The CCCB pastoral letter leaves no doubt about which side of the debate it supports. “Some people today want to treat prostitution as ‘work,’” the document states. “However, many of its victims have no meaningful choice in it. Prostitution is not consensual sexual activity.”

The letter declares that “the very nature of prostitution as a practice of exploitation precludes it from ever becoming lawful ‘work.’ And from the point of view of Catholic Social Teaching, any sexual act that is not a free gift of self falls short of God’s plan for the flourishing of the human person.”

Pointing to the harm caused by decriminalization of prostitution in New Zealand and Germany, the CCCB states, “Legalization/decriminalization is a failed experiment. It only serves to increase demand by promoting and normalizing the social acceptance of sexual exploitation.”

The pastoral letter seeks to end the demand for prostitution and explicitly supports the current legislation, saying “it is the way forward” because it recognizes that prostitution objectifies the human body and has “a disproportionately negative effect on women and children.” The document also notes that 97 per cent of human-trafficking victims are women and girl, and that Indigenous girls, Asian women, and immigrant women are over-represented among prostituted persons.

“Prostitution is violent and exploitative,” the pastoral letter states. “Stopping the demand for buying sex is the only way to prevent more crimes and the harm caused to the victims of prostitution […] Buying sex in Canada is and should remain a crime.”

The full pastoral letter, entitled “For Freedom Christ Has Set Us Free: Pastoral Letter on Human Trafficking and Sexual Exploitation in Canada,” can be read at cccb.ca/wp-content/uploads/2021/11/CCCB-Human-Trafficking-Pastoral-Letter-2021.pdf.

VCASE’s Kent said she was impressed with the pastoral letter’s depth of knowledge and awareness of the current situation in Canada. She also said it is important to note that a Nanos Research poll, conducted in 2020, found that Canadians are five times more likely to support than oppose the Protection of Communities and Exploited Persons Act. “Safety for victims will never be achieved by decriminalizing the exploiters,” she said.

Sister Nancy Brown, spokesperson for the Archdiocese’s Anti-Human Trafficking Committee, characterized the pastoral letter as “a clear, relevant, and critical challenge to our government to keep, strengthen and enforce” the law. 

“The bishops’ 29-point message affirms the reality that prostitution is inherently harmful, not a free choice, nor work.”

Sister Brown added that she sees the pastoral letter as “an excellent tool to educate and raise awareness of the reality of human trafficking in our society today. Now it must be circulated, read, and acted upon by all parishioners.” (See adjacent column for more of Sr. Brown’s insight.)

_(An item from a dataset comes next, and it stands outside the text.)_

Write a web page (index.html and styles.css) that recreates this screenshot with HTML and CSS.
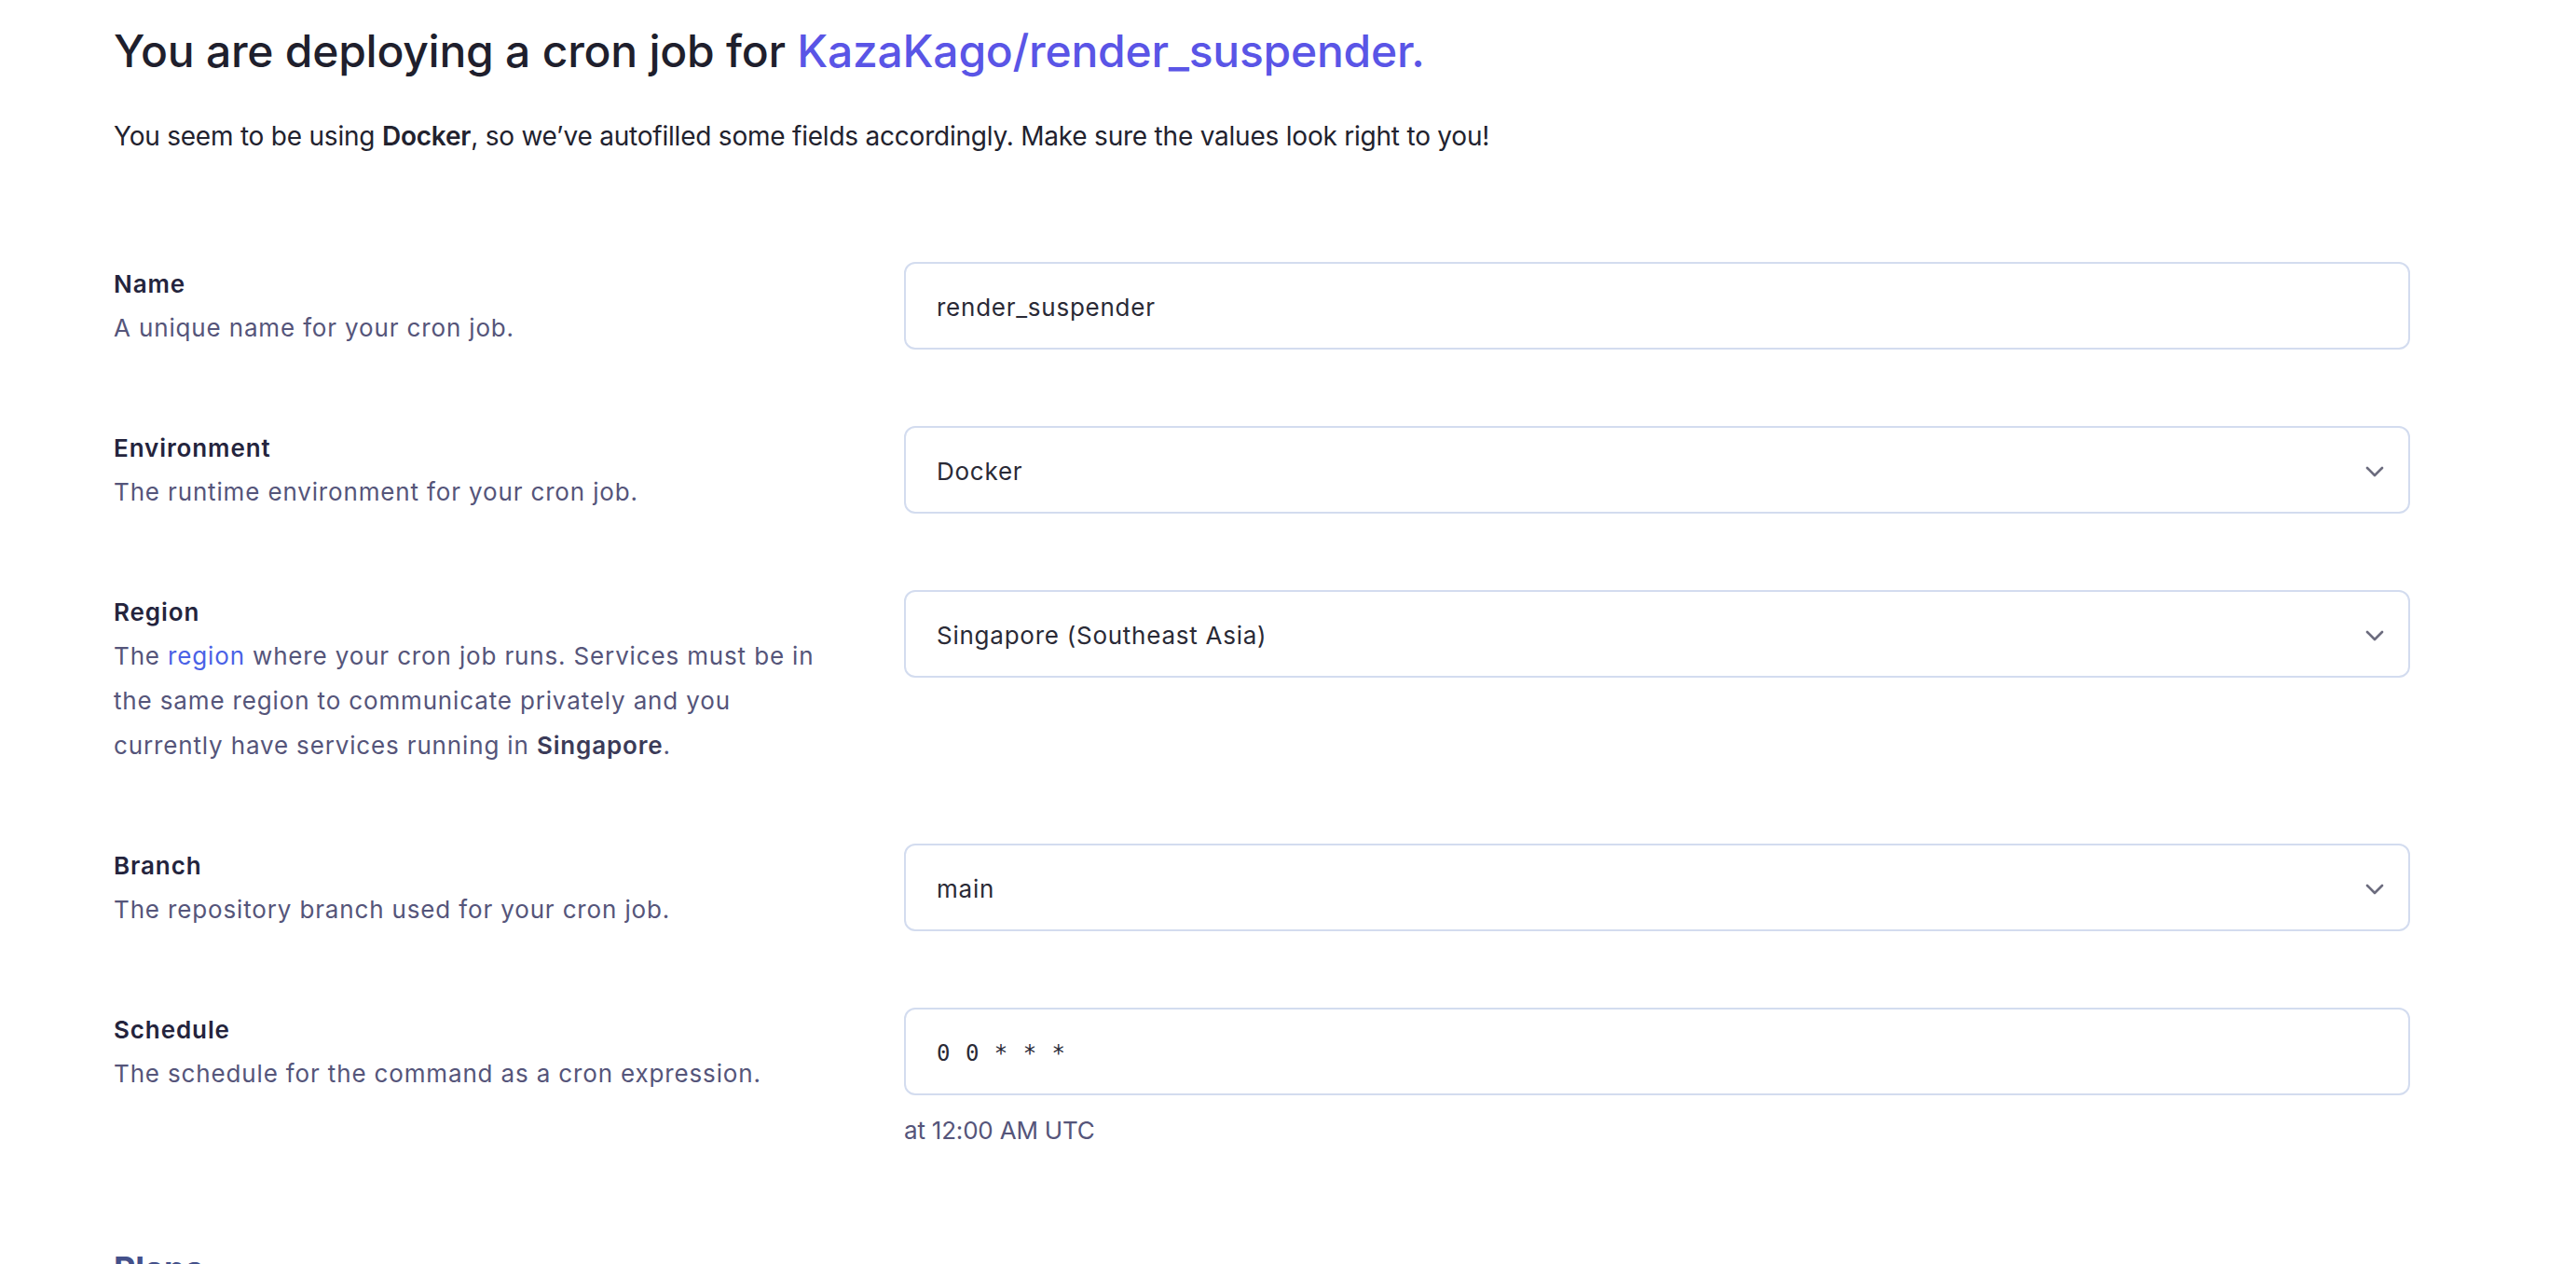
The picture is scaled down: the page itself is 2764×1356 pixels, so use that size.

Trish Baptie, founding member and Community Engagement Coordinator of EVE (formerly Exploited Voices now Educating) and herself a former prostituted person, had high praise for the pastoral letter. “I think this is an excellent document that hopefully gets in the hands of every Catholic in Canada and that the knowledge they now have propels them forward, perhaps even leaving their comfort zone, to contact their MP and let them know that they support PCEPA,” Baptie said.

Baptie, who addressed the Vancouver Police Board on the issue in November, said she hopes members of the public focus on “men’s role in this exploitation, that the demand for paid sex is the root of not only the exploitation but all the peripheral crimes and societal issues that go along with it.”

She challenged the public to educate men who buy sex on the negative effects of their actions; to educate their Member of Parliament about the issue; and to speak bravely about the subject when it arises in their everyday life.

Baptie concluded, “2022 will be a year when the fight will be on to keep [the anti-prostitution law] and we need all the voices we can get to encourage the federal government and the Official Opposition to keep this legislation. It can be seen as the backbone for creating a safer Canada for women, as well as a more equality-based country.”